Eran los tiempos en que las islas eran una prueba irrefutable de la existencia del paraíso, igual que la Costa Brava catalana, antes de su progresiva, sistemática, silenciosa, y me temo que definitiva destrucción por una o dos generaciones de constructores, albañiles y hoteleros codiciosos a las que nadie, que yo sepa, ha pedido cuentas. A ese escenario de una infancia no sé si feliz pero en todo caso luminosa sí que decidí no volver, cuando al regreso a España vi lo que habían hecho con él tras tan solo una década, los sesenta, de rapiña, destrucción y avidez. De ahí salió también otro libro, Fin del viento.
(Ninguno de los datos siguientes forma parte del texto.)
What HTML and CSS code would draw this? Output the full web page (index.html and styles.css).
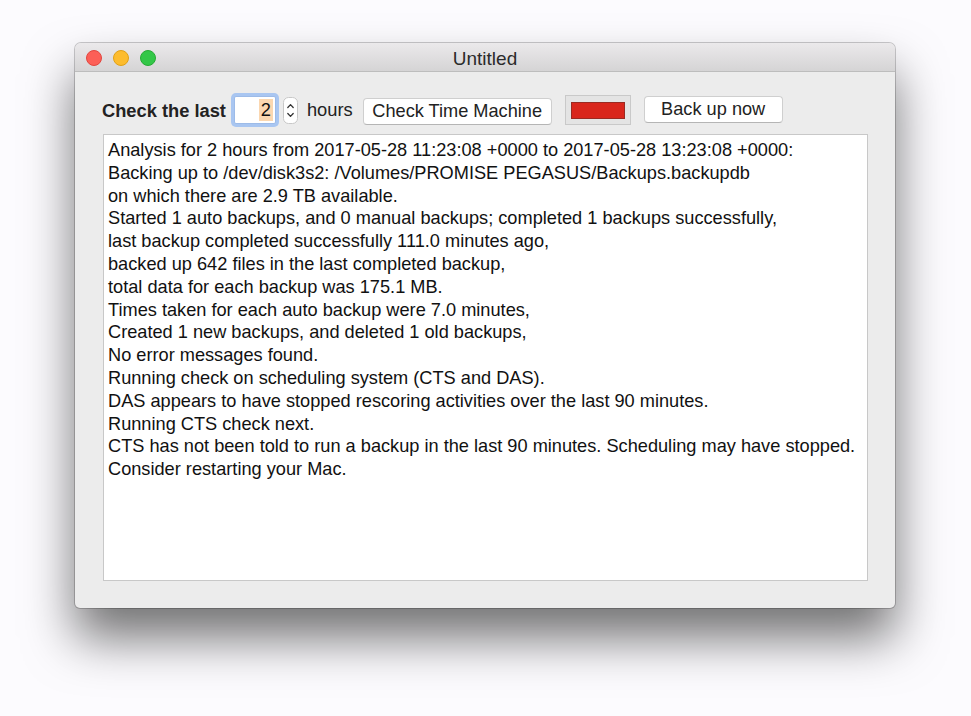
FILE: index.html
```html
<!DOCTYPE html>
<html>
<head>
<meta charset="utf-8">
<link rel="stylesheet" href="styles.css">
</head>
<body>
<div class="window">
  <div class="titlebar">
    <div class="lights">
      <span class="light red"></span>
      <span class="light yellow"></span>
      <span class="light green"></span>
    </div>
    <div class="title">Untitled</div>
  </div>
  <div class="content">
    <div class="toolbar">
      <span class="label">Check the last</span>
      <span class="numfield"><span class="sel">2</span></span>
      <span class="stepper">
        <svg width="15" height="27" viewBox="0 0 15 27"><rect x="0.5" y="0.5" width="14" height="26" rx="5" fill="#fff" stroke="#c8c8c8"/><path d="M4.8 10.5 L7.5 7.6 L10.2 10.5" fill="none" stroke="#333" stroke-width="1.3" stroke-linecap="round" stroke-linejoin="round"/><path d="M4.8 16.5 L7.5 19.4 L10.2 16.5" fill="none" stroke="#333" stroke-width="1.3" stroke-linecap="round" stroke-linejoin="round"/></svg>
      </span>
      <span class="hours">hours</span>
      <button class="btn btn-check">Check Time Machine</button>
      <span class="well"><span class="swatch"></span></span>
      <button class="btn btn-backup">Back up now</button>
    </div>
    <div class="textview">
      <div>Analysis for 2 hours from 2017-05-28 11:23:08 +0000 to 2017-05-28 13:23:08 +0000:</div>
      <div>Backing up to /dev/disk3s2: /Volumes/PROMISE PEGASUS/Backups.backupdb</div>
      <div>on which there are 2.9 TB available.</div>
      <div>Started 1 auto backups, and 0 manual backups; completed 1 backups successfully,</div>
      <div>last backup completed successfully 111.0 minutes ago,</div>
      <div>backed up 642 files in the last completed backup,</div>
      <div>total data for each backup was 175.1 MB.</div>
      <div>Times taken for each auto backup were 7.0 minutes,</div>
      <div>Created 1 new backups, and deleted 1 old backups,</div>
      <div>No error messages found.</div>
      <div>Running check on scheduling system (CTS and DAS).</div>
      <div>DAS appears to have stopped rescoring activities over the last 90 minutes.</div>
      <div>Running CTS check next.</div>
      <div>CTS has not been told to run a backup in the last 90 minutes. Scheduling may have stopped.</div>
      <div>Consider restarting your Mac.</div>
    </div>
  </div>
</div>
</body>
</html>
```
FILE: styles.css
```css
html, body {
  margin: 0;
  padding: 0;
}
body {
  width: 971px;
  height: 716px;
  background: #fcfbfe;
  font-family: "Liberation Sans", Arial, sans-serif;
  overflow: hidden;
}
.window {
  margin: 43px 0 0 75px;
  width: 820px;
  height: 565px;
  background: #ececec;
  border-radius: 6px 6px 5px 5px;
  box-shadow: 0 0 0 1px rgba(0,0,0,0.2), 0 30px 50px rgba(0,0,0,0.55);
  display: flex;
  flex-direction: column;
  overflow: hidden;
}
.titlebar {
  height: 28px;
  flex: none;
  background: linear-gradient(#ebe9eb, #d5d4d5);
  border-bottom: 1px solid #bdbdbd;
  display: flex;
  align-items: center;
  position: relative;
}
.lights {
  display: flex;
  gap: 11px;
  padding-left: 11px;
  margin-top: 2px;
}
.light {
  width: 16px;
  height: 16px;
  border-radius: 50%;
  display: block;
  box-sizing: border-box;
}
.red { background: #fc5f57; border: 1px solid #e2463f; }
.yellow { background: #fdbc2e; border: 1px solid #e1a116; }
.green { background: #33c748; border: 1px solid #27aa35; }
.title {
  position: absolute;
  left: 0;
  right: 0;
  top: 5px;
  text-align: center;
  font-size: 19px;
  color: #2b2b2b;
}
.content {
  flex: 1;
  padding: 20px 27px 27px 28px;
  display: flex;
  flex-direction: column;
}
.toolbar {
  display: flex;
  align-items: center;
  height: 36px;
  margin-bottom: 6px;
}
.label {
  font-weight: bold;
  font-size: 18.3px;
  color: #222;
  margin-left: -1px;
  margin-top: 2px;
}
.numfield {
  margin-left: 8px;
  width: 42px;
  height: 28px;
  box-sizing: border-box;
  background: #fff;
  border: 1px solid #9dbbe8;
  box-shadow: 0 0 0 3px #a9c6f1;
  border-radius: 2px;
  display: flex;
  justify-content: flex-end;
  align-items: center;
  padding-right: 2px;
  font-size: 18.3px;
  color: #111;
}
.sel {
  background: #fbd7b0;
  padding: 0 2px;
  line-height: 22px;
}
.stepper {
  margin-left: 7px;
  display: flex;
}
.hours {
  font-size: 18.3px;
  color: #222;
  margin-left: 9px;
}
.btn {
  font-family: "Liberation Sans", Arial, sans-serif;
  font-size: 18.2px;
  color: #222;
  background: #fff;
  border: 1px solid #cfcfcf;
  border-bottom-color: #b5b5b5;
  border-radius: 4px;
  height: 27px;
  padding: 0;
  line-height: 24px;
}
.btn-check {
  margin-left: 10px;
  width: 189px;
  margin-top: 2px;
}
.well {
  margin-left: 13px;
  width: 66px;
  height: 30px;
  box-sizing: border-box;
  border: 1px solid #c9c9c9;
  background: #e4e4e4;
  display: flex;
  align-items: center;
  justify-content: center;
}
.swatch {
  width: 54px;
  height: 17px;
  background: #d9261c;
  border: 1px solid #9a2a22;
  box-sizing: border-box;
}
.btn-backup {
  margin-left: 13px;
  width: 139px;
  margin-top: -2px;
}
.textview {
  flex: 1;
  background: #fff;
  border: 1px solid #c8c8c8;
  padding: 4px 4px;
  font-size: 18.2px;
  line-height: 22.8px;
  color: #111;
}
```
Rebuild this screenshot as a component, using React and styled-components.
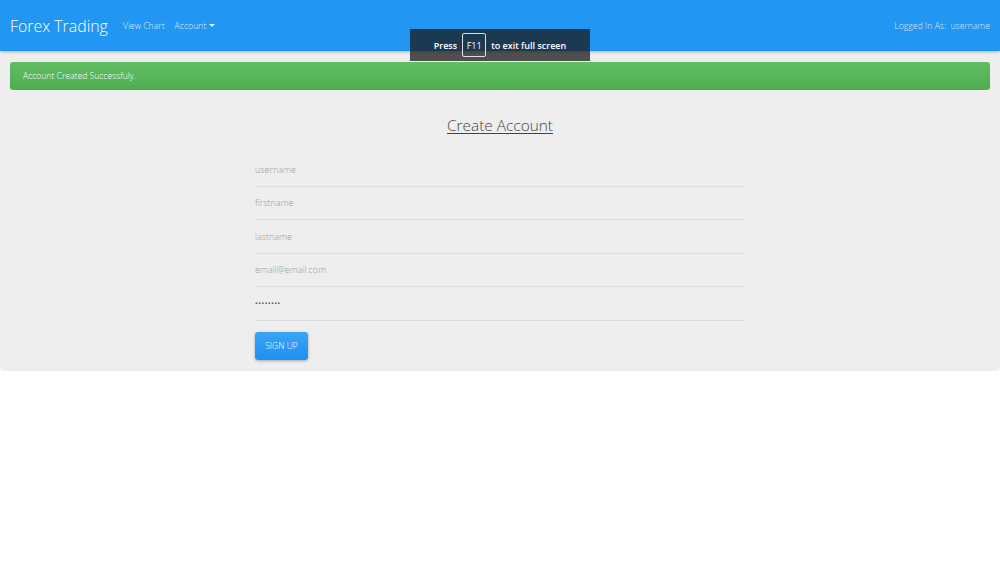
import React from "react";
import styled, { createGlobalStyle } from "styled-components";

const Global = createGlobalStyle`
  html, body { margin: 0; padding: 0; background: #fff; }
  body { font-family: "Open Sans", "Liberation Sans", sans-serif; font-size: 9.4px; color: #444; }
  * { box-sizing: border-box; }
`;

const Page = styled.div`
  position: relative;
  width: 1000px;
  min-height: 563px;
`;

const Navbar = styled.nav`
  height: 51px;
  background: #2196f3;
  display: flex;
  align-items: center;
  padding: 0 10px;
  box-shadow: 0 1px 3px rgba(0, 0, 0, 0.25);
  position: relative;
  z-index: 2;
`;

const Brand = styled.a`
  color: #fff;
  font-size: 15.9px;
  font-weight: 300;
  margin-right: 15px;
  text-decoration: none;
`;

const NavLinks = styled.div`
  display: flex;
  gap: 10px;
  align-items: center;
`;

const NavLink = styled.a`
  color: rgba(255, 255, 255, 0.85);
  font-size: 8.7px;
  font-weight: 300;
  display: flex;
  align-items: center;
  gap: 3px;
`;

const Caret = styled.span`
  width: 0;
  height: 0;
  border-left: 3px solid transparent;
  border-right: 3px solid transparent;
  border-top: 3px solid rgba(255, 255, 255, 0.9);
`;

const NavRight = styled.div`
  margin-left: auto;
  color: rgba(255, 255, 255, 0.8);
  font-size: 8.7px;
  font-weight: 300;
  white-space: pre;
`;

const Panel = styled.main`
  background: #eeeeee;
  padding: 11px 10px 11px;
  border-radius: 0 0 4px 4px;
`;

const Alert = styled.div`
  height: 28px;
  border-radius: 3px;
  background: linear-gradient(#62bd65, #4cae4f);
  color: #fff;
  font-size: 8.6px;
  font-weight: 300;
  display: flex;
  align-items: center;
  padding: 0 13px;
`;

const Title = styled.h1`
  margin: 25px 0 0;
  text-align: center;
  font-size: 15.4px;
  font-weight: 300;
  line-height: 22px;
  color: #444;
  span { text-decoration: underline; text-underline-offset: 2px; text-decoration-thickness: 1px; }
`;

const Form = styled.form`
  width: 490px;
  margin: 16px auto 0;
  display: flex;
  flex-direction: column;
`;

const Field = styled.input`
  height: 33.5px;
  border: none;
  border-bottom: 1px solid #dcdcdc;
  background: transparent;
  font-family: inherit;
  font-size: 9px;
  font-weight: 300;
  color: #555;
  padding: 0;
  outline: none;
  &::placeholder { color: #999; }
`;

const Dots = styled.div`
  height: 33.5px;
  border-bottom: 1px solid #dcdcdc;
  display: flex;
  align-items: center;
  font-size: 7px;
  letter-spacing: 0.6px;
  color: #555;
`;

const Button = styled.button`
  margin-top: 11px;
  align-self: flex-start;
  width: 53px;
  height: 28px;
  border: none;
  border-radius: 3px;
  background: linear-gradient(#3aa4f5, #1e8ff0);
  color: #fff;
  font-family: inherit;
  font-size: 8.6px;
  font-weight: 300;
  text-transform: uppercase;
  box-shadow: 0 1px 3px rgba(0, 0, 0, 0.3);
  padding: 0;
`;

const Overlay = styled.div`
  position: absolute;
  left: 410px;
  top: 29px;
  width: 180px;
  height: 32px;
  background: rgba(25, 25, 25, 0.75);
  color: #fff;
  z-index: 5;
  display: flex;
  align-items: center;
  justify-content: center;
  gap: 5px;
  font-size: 9px;
  font-weight: 600;
`;

const Key = styled.span`
  border: 1px solid #ddd;
  border-radius: 2px;
  width: 24px;
  height: 24px;
  display: flex;
  align-items: center;
  justify-content: center;
  font-weight: 500;
`;

export default function App() {
  return (
    <Page>
      <Global />
      <Navbar>
        <Brand>Forex Trading</Brand>
        <NavLinks>
          <NavLink>View Chart</NavLink>
          <NavLink>
            Account <Caret />
          </NavLink>
        </NavLinks>
        <NavRight>{"Logged In As:  username"}</NavRight>
      </Navbar>
      <Overlay>
        Press <Key>F11</Key> to exit full screen
      </Overlay>
      <Panel>
        <Alert>Account Created Successfuly.</Alert>
        <Title>
          <span>Create Account</span>
        </Title>
        <Form onSubmit={(e) => e.preventDefault()}>
          <Field placeholder="username" />
          <Field placeholder="firstname" />
          <Field placeholder="lastname" />
          <Field placeholder="email@email.com" />
          <Dots>••••••••</Dots>
          <Button type="submit">Sign Up</Button>
        </Form>
      </Panel>
    </Page>
  );
}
Aquella Barcelona significa también el comienzo del descubrimiento del mundo. Y cómo no. Y fue a través de una puerta discreta: la del liceo francés de la calle Munné, un chalé que era el más pequeño de los tres edificios en los que entonces se alojaba el colegio. Y allí se me comenzó a dar, y no tengo palabras para agradecérselo a mis padres, el inmenso regalo de una cultura extranjera -nada menos que el aprendizaje de que hay otras formas de ver el mundo-, y que además, por una coincidencia feliz, era la francesa. Un privilegiado mestizaje cultural que se añadía al que ya traía de origen.

Podría seguir recordando mucho, y quizá lo haga algún día, pero por alguna razón ahora también se me impone el parque del Turó, al final de la avenida General Goded, hoy Pau Casals, donde con mi hermano y mis primas bajábamos a patinar y hacer navegar pequeños barcos en el estanque de enfrente. Y que, pese al recuerdo de un frío húmedo como de Berlín -al neurótico invierno de Barcelona le debo no pocas anginas y, supongo, mi vida de lector, condición de la escritura-, siempre me pareció una joyita de parque, una delicada muestra de una ciudad que entonces era acogedora, civilizada y abierta al mundo exterior y al siglo XX. Y que pese al tiempo transcurrido vuelvo a echar de menos, como cuando me fui y todavía no había asimilado bien la lección del aprender a irse.